Многие видные ученые и авторитеты в области военной стратегии не раз предупреждали об опасности… Они полагают, что катастрофа вполне возможна и что никто не может быть уверен в том, что ее можно избежать. Специалисты, которые знают об этом много, выражают наиболее пессимистические взгляды. Вот почему мы ставим перед всеми вами вопрос суровый, ужасный и неизбежный: должны мы уничтожить человеческий род или человечество откажется от войн? Люди не хотят столкнуться с такой альтернативой, так как очень трудно искоренить войну. Искоренение войны потребует мер по ограничению национального суверенитета, которые будут ненавистны чувству национальной гордости. При этом понятие «человечество» представляется многим туманным и абстрактным. Люди едва ли представляют себе, что опасности подвергаются они сами, их дети и внуки, а не только абстрактно воспринимаемое понятие «человечество». Они не могут заставить себя осознать то, что им самим и их близким грозит неминуемая опасность погибнуть мучительной смертью. И поэтому люди полагают, что войны, вероятно, могут продолжаться при условии, что будет запрещено современное оружие. Это иллюзорная надежда.

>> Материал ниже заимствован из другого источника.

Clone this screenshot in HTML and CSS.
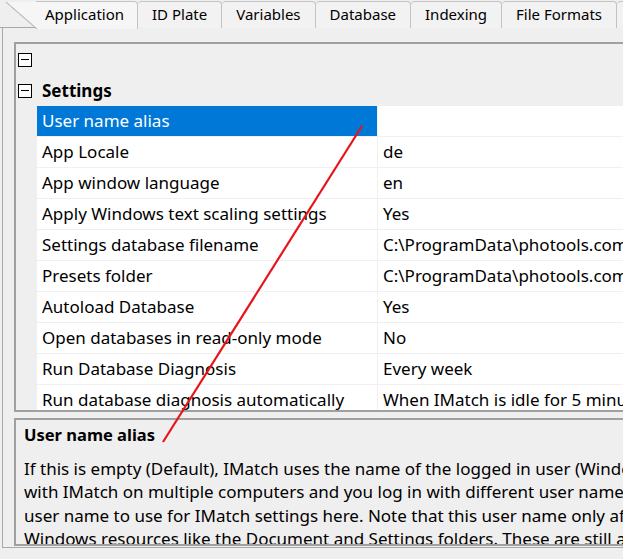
FILE: index.html
```html
<!DOCTYPE html>
<html lang="en">
<head>
    <meta charset="UTF-8">
    <title>IMatch Preferences - Application</title>
    <link rel="stylesheet" href="styles.css">
</head>
<body>

    <div class="window">
        <!-- Tab strip -->
        <div class="tabs">
            <div class="tab active">Application</div>
            <div class="tab">ID Plate</div>
            <div class="tab">Variables</div>
            <div class="tab">Database</div>
            <div class="tab">Indexing</div>
            <div class="tab">File Formats</div>
            <div class="tab"></div>
        </div>

        <div class="page">
            <!-- Property grid -->
            <div class="grid">
                <div class="group-row">
                    <span class="toggle"></span>
                </div>
                <div class="group-row">
                    <span class="toggle"></span>
                    <span class="group-name">Settings</span>
                </div>
                <div class="prop selected">
                    <div class="name">User name alias</div>
                    <div class="value"></div>
                </div>
                <div class="prop">
                    <div class="name">App Locale</div>
                    <div class="value">de</div>
                </div>
                <div class="prop">
                    <div class="name">App window language</div>
                    <div class="value">en</div>
                </div>
                <div class="prop">
                    <div class="name">Apply Windows text scaling settings</div>
                    <div class="value">Yes</div>
                </div>
                <div class="prop">
                    <div class="name">Settings database filename</div>
                    <div class="value">C:\ProgramData\photools.com\IMatch6\config.db</div>
                </div>
                <div class="prop">
                    <div class="name">Presets folder</div>
                    <div class="value">C:\ProgramData\photools.com\IMatch6\presets</div>
                </div>
                <div class="prop">
                    <div class="name">Autoload Database</div>
                    <div class="value">Yes</div>
                </div>
                <div class="prop">
                    <div class="name">Open databases in read-only mode</div>
                    <div class="value">No</div>
                </div>
                <div class="prop">
                    <div class="name">Run Database Diagnosis</div>
                    <div class="value">Every week</div>
                </div>
                <div class="prop">
                    <div class="name">Run database diagnosis automatically</div>
                    <div class="value">When IMatch is idle for 5 minutes</div>
                </div>
            </div>

            <!-- Description box -->
            <div class="desc">
                <div class="desc-title">User name alias</div>
                <p class="desc-text">If this is empty (Default), IMatch uses the name of the logged in user (Windows user name). If you work<br>
                with IMatch on multiple computers and you log in with different user names, you can specify the<br>
                user name to use for IMatch settings here. Note that this user name only affects IMatch, not<br>
                Windows resources like the Document and Settings folders. These are still accessed via Windows.</p>
            </div>
        </div>

        <!-- annotation arrow drawn over the screenshot -->
        <svg class="annotation" width="623" height="559" viewBox="0 0 623 559">
            <line x1="362" y1="126" x2="163" y2="442" stroke="#e8141c" stroke-width="2.2"/>
        </svg>
    </div>

</body>
</html>
```

FILE: styles.css
```css
html, body {
    margin: 0;
    padding: 0;
    overflow: hidden;
}
body {
    font-family: "Noto Sans", "Open Sans", sans-serif;
    font-size: 17px;
    color: #000;
    background-color: #f0f0f0;
}
.window {
    position: relative;
    width: 623px;
    height: 559px;
    overflow: hidden;
    background: #f0efef;
}
.tabs {
    display: flex;
    height: 28px;
    padding-left: 36px;
    border-bottom: 1px solid #a9a9a9;
    box-sizing: border-box;
    white-space: nowrap;
    font-size: 15px;
}
.tab {
    padding: 0 14px;
    line-height: 25px;
    height: 26px;
    margin-top: 1px;
    border: 1px solid #c3c3c3;
    border-bottom: none;
    border-left: none;
    border-radius: 4px 4px 0 0;
    background: #f3f2f2;
    flex-shrink: 0;
}
.tab:last-child {
    width: 40px;
}
.tab.active {
    position: relative;
    padding: 0 13px 0 9px;
    margin-top: 1px;
    height: 27px;
    background: #f7f6f6;
    border-left: none;
    border-radius: 0 4px 0 0;
}
/* slanted left edge of the selected tab */
.tab.active::before {
    content: "";
    position: absolute;
    left: -30px;
    top: 0;
    width: 31px;
    height: 27px;
    background: linear-gradient(to top right, transparent calc(50% - 1px), #b5b5b5 50%, #f7f6f6 calc(50% + 1px));
}
.page {
    margin-left: 2px;
    width: 700px;
    height: 520px;
    border-left: 1px solid #a9a9a9;
    border-bottom: 1px solid #a9a9a9;
    padding: 14px 0 0 11px;
    box-sizing: border-box;
}
.grid {
    height: 370px;
    border: 2px solid #a0a0a0;
    border-right: none;
    background: #f0efef;
    overflow: hidden;
    box-sizing: border-box;
}
.group-row {
    display: flex;
    align-items: center;
    height: 31px;
    padding-left: 2px;
}
.toggle {
    position: relative;
    width: 12px;
    height: 12px;
    border: 1px solid #000;
    background: #fff;
}
.toggle::after {
    content: "";
    position: absolute;
    left: 2px;
    right: 2px;
    top: 5px;
    height: 1px;
    background: #000;
}
.group-name {
    margin-left: 10px;
    font-weight: bold;
}
.prop {
    display: flex;
    height: 31px;
    margin-left: 21px;
    background: #fff;
    border-bottom: 1px solid #f0f0f0;
    box-sizing: border-box;
}
.prop .name {
    flex: 0 0 341px;
    padding-left: 5px;
    line-height: 30px;
    border-right: 1px solid #f0f0f0;
    box-sizing: border-box;
    white-space: nowrap;
    overflow: hidden;
}
.prop .value {
    flex: 1;
    padding-left: 5px;
    line-height: 30px;
    white-space: nowrap;
    overflow: hidden;
}
.prop.selected .name {
    background: #0078d7;
    color: #fff;
}
.desc {
    margin-top: 6px;
    height: 128px;
    border: 2px solid #a0a0a0;
    border-right: none;
    background: #f0efef;
    padding: 3px 8px 0 8px;
    box-sizing: border-box;
    overflow: hidden;
}
.desc-title {
    font-weight: bold;
    font-size: 16.5px;
    line-height: 24px;
}
.desc-text {
    margin: 10px 0 0 0;
    line-height: 23.4px;
    white-space: nowrap;
}
.annotation {
    position: absolute;
    left: 0;
    top: 0;
    pointer-events: none;
}
```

Какие бы соглашения по запрещению использования водородных бомб не были бы достигнуты в мирное время, их будут считать необязательными в военное время. И обе стороны немедленно приступят к изготовлению водородных бомб, как только разразится война, потому что если одна сторона начнет изготовлять водородные бомбы, а другая нет, то та сторона, которая обладает водородными бомбами, неизбежно окажется победительницей. Хотя любое соглашение о запрещении ядерного оружия как части общего сокращения вооружений не дает окончательного решения, оно тем не менее могло бы послужить для достижения некоторых важных целей. Во-первых, любое соглашение между Востоком и Западом полезно до тех пор, пока оно направлено на уменьшение напряженности. Во-вторых, запрещение термоядерного оружия, если каждая из сторон будет считать, что другая честно намерена выполнять обязательства, привело бы к уменьшению страха перед неожиданным нападением в духе Перл-Харбора, который держит в настоящее время обе стороны в состоянии нервного напряжения. Таким образом, мы должны приветствовать такое соглашение только как первый шаг.

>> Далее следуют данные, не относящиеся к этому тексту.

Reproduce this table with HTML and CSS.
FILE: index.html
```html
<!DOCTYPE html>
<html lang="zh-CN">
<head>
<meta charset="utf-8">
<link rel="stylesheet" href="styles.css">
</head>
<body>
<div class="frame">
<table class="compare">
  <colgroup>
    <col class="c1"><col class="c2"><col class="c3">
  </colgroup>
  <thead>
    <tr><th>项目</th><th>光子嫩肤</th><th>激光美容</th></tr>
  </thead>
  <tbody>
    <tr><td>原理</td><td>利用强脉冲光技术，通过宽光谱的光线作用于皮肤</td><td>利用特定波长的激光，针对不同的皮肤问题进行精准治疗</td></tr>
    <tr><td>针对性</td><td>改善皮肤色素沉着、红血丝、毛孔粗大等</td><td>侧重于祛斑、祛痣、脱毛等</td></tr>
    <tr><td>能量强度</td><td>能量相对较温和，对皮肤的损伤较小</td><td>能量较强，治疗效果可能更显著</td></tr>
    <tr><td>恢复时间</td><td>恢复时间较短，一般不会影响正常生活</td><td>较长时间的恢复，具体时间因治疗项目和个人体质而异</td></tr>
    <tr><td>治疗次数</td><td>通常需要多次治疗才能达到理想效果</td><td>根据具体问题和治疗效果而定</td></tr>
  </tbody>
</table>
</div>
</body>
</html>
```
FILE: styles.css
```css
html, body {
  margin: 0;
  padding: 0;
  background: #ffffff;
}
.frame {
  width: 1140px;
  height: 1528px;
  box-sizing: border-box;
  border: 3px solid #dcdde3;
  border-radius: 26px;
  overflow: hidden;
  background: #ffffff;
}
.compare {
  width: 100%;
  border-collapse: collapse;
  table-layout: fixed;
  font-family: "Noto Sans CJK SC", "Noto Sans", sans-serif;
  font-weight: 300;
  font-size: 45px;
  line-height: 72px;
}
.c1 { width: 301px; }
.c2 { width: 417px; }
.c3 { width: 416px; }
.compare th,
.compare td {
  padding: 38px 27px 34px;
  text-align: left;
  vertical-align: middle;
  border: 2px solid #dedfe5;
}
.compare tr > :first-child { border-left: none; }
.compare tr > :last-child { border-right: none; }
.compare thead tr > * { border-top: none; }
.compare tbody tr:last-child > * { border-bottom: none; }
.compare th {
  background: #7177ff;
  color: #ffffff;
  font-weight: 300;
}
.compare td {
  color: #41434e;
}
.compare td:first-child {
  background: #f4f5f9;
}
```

Все мы пристрастны в своих чувствах. Однако, как люди, мы должны помнить о том, что разногласия между Востоком и Западом должны решаться только таким образом, чтоб дать возможное удовлетворение всем: коммунистам или антикоммунистам, азиатам, европейцам или американцам, белым и черным. Эти разногласия не должны решаться силой оружия. Мы очень хотим, чтобы это поняли как на Востоке, так и на Западе. Перед нами лежит путь непрерывного прогресса, счастья, знания и мудрости. Изберем ли мы вместо этого смерть только потому, что не можем забыть наших ссор? Мы обращаемся как люди к людям: помните о том, что вы принадлежите к роду человеческому, и забудьте обо всем остальном. Если вы сможете сделать это, то перед вами открыт путь в новый рай; если вы это не сделаете, то перед вами — опасность всеобщей гибели.

Альберт Эйнштейн

Лорд Бертран Рассел»


Решил ли этот пламенный текст задачу, которую сам перед собой поставил?

Увы, едва ли.

Похоже на то, что государственные деятели (особенно руководители больших стран) этого документа так и не прочли. Читать подобные тексты им недосуг, это удел их помощников и советников. Не исключено, что какие-то специалисты что-то такое своим патронам и доложили, но те отмахнулись, как от назойливой мухи. Ученых они ценили за то, что те оружие куют. Мысли же ученых их не интересовали. Горы оружия, способного многократно уничтожить земной шар, продолжали расти. Но уж точно, где подобных текстов читать не желали, так это в столице коммунистической империи Москве. Порою казалось, что лидеры этой империи вообще читать не умели. А советники их, все как один по необходимости лизоблюды, не сильно их в этом обгоняли. А если даже иной раз и задумывались, то делиться подобными думами с начальством справедливо опасались. Вот почему в мозгах как начальников, так и пестуемых ими миллионных масс продолжал тлеть старый лозунг «Мы на горе всем буржуям мировой пожар раздуем!».